Saturday, December 2, 2017


344. Žižek: Beyond Lacan

Here I continue with a series of items on Žižek. Like many others I am amused by his style, but also detest the hyperbole, provocation, bluff, outrageous statements later retracted with the excuse that he did not mean them in that way, and so on, but he does have interesting or at least challenging things to say that call for response. I cannot read all the 50 books or so that he published, which anyway are said to include many repetitions. The sources I use are mostly the interviews and debates posted on YouTube. I am not everywhere sure that I understand or interpret him correctly, which also is difficult because he regularly seems to contradict himself. He endorsed Donald Trump but also rejected him. He favoured Jeremy Corbyn but rejected his socialism. He pleaded for bureaucratic socialism but also rejected it. And so on. I am doing my best to make sense of it all. I begin with a discussion of his use of Lacan.   

If I understand correctly, Žižek is inspired first of all by Hegel, and second by psychoanalysis, in particular Lacan. What those have in common is interest in paradoxes, tensions, between ideas, in conduct, and in social systems. The difference between the two is, I heard Žižek say, is that with Hegel the tensions are resolved in a dialectic that raises the issues to a higher level of synthesis (called ‘aufhebung’, in German), while in psychoanalysis the tensions remain unresolved and hidden, with mental trauma’s, mostly from infancy, buried in the unconscious, but with conduct or expressions or dreams sometimes revealing them in ‘Freudian slips’.

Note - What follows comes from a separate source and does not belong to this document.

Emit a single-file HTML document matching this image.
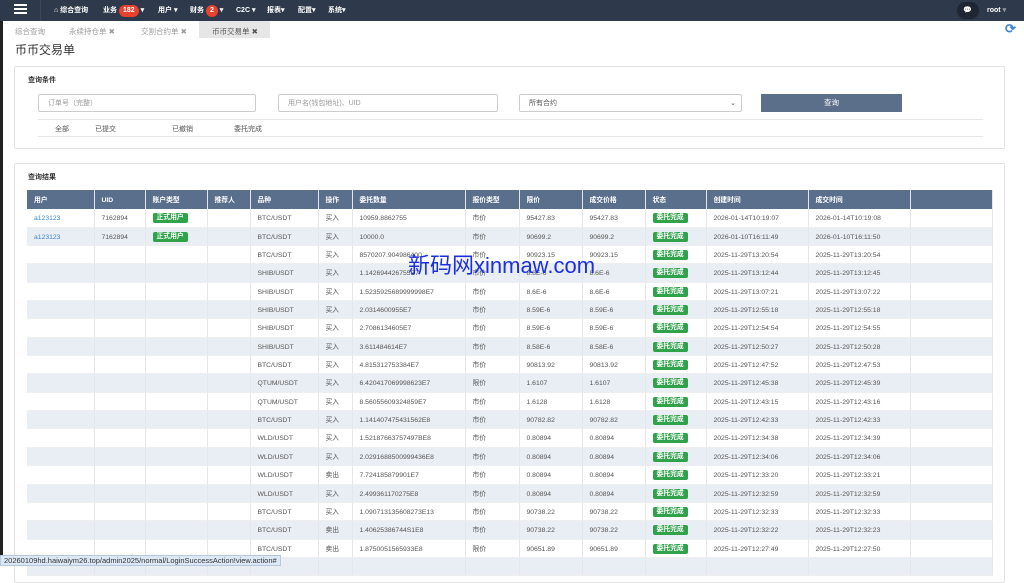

Here I want to look a little further at what Lacan called jouissance, enjoyment with an ‘excess’ that goes beyond enjoyment, with some paradoxical twists. Sex is the more appealing when it is more or less illicit, or submissive, or repressive. More sexual freedom and permissiveness have made it less enticing, has bred more frigidity. Fraternities, at universities and in armies, are aimed at brotherhood, mutual loyalty and support, but engage in hazing practices that are demeaning, suppressive, assaulting at times. Movies condemn violence while relishing it.

I am interested here, in particular, in celebrity worship. People with simple lives, perceived (by themselves or supposedly by others) as insignificant, pedestrian, compared to the lives of public figures, celebrities, craving for some vicarious enjoyment from reflection of their glamour and fame. People enjoy it the more when there is some deviance, something illicit in the celebrity’s conduct.

I wonder where this comes from. Is it ‘just there’, in the human being? Is it a romantic relish of transgression? Is it a consolation for their own mediocrity: these people may be glamourous, but they are also bad, unlike us decent people.  

Žižek used the example of Donald Trump. A striking phenomenon is that his adherents celebrate him not in spite but partly because of his vulgarity, lies, provocation, aggression, bigotry and hypocrisy. Why?

Žižek says that this is because his followers are secretly like him, and Trump gives them a feeling of legitimation. Also, they feel victimized by globalization and a political elite, and relish Trump’s rebellion, and his politically incorrect scorn and defamation of that elite.

I think Žižek himself is an example. He gathered fame with interesting views but also by provocation, bluff, political incorrectness, and humour.

If these insights are due to Lacan, that is to be applauded.

However, Žižek seems to surreptitiously apply this insight from psychoanalysis to the level of social systems: capitalism and politics. That is a category mistake. It helps to explain the Trump phenomenon, but does it explain the present crisis of capitalism that Žižek considers to be of critical importance (along with many others, including myself)?

To some extent perhaps it can. Capitalism is indeed full of paradox. Its virtues of yielding material prosperity, dynamism and freedom of enterprise are tainted by perversities of exclusion, exploitation, and injustice, which are relished and at the same time denied and justified by the logic of markets.

So, Lacanian insight does seem to apply, but there is more, which lies on the system level, not in psychoanalysis. Like many other systems, social systems have ‘emergent properties’ that are lacking in the individuals that make up the system.

In particular there is what in this blog I have called ‘system tragedy’. People in banks, other business, government and politics are ensnared in positions and roles in organizations and networks of interests and dependencies that coerce them to go along with processes and outcomes that are at odds with their ethics, which then is hidden, tucked away, in buried shame. This is not jouissance, I think.

What mostly plays a role, is the logic of prisoners’ dilemma’s, as I have discussed earlier in this blog. Some people may secretly cherish to perversion of the game, but others would like to exercise their ethics and turn things around, but can afford to do so only if others do so as well, and since everyone argues like this, no-one does, and perversities of the system remain.

The classic solution is for governments to intervene and impose a way out of the dilemma, but now, and that, in particular, is the feature of present capitalism, governments are themselves engaged in prisoners’ dilemma’s that force them into a ‘race to the bottom’ in facilitating the interests of multinational corporations, to the detriment of citizens. Anger about this is one of the feeds of populism.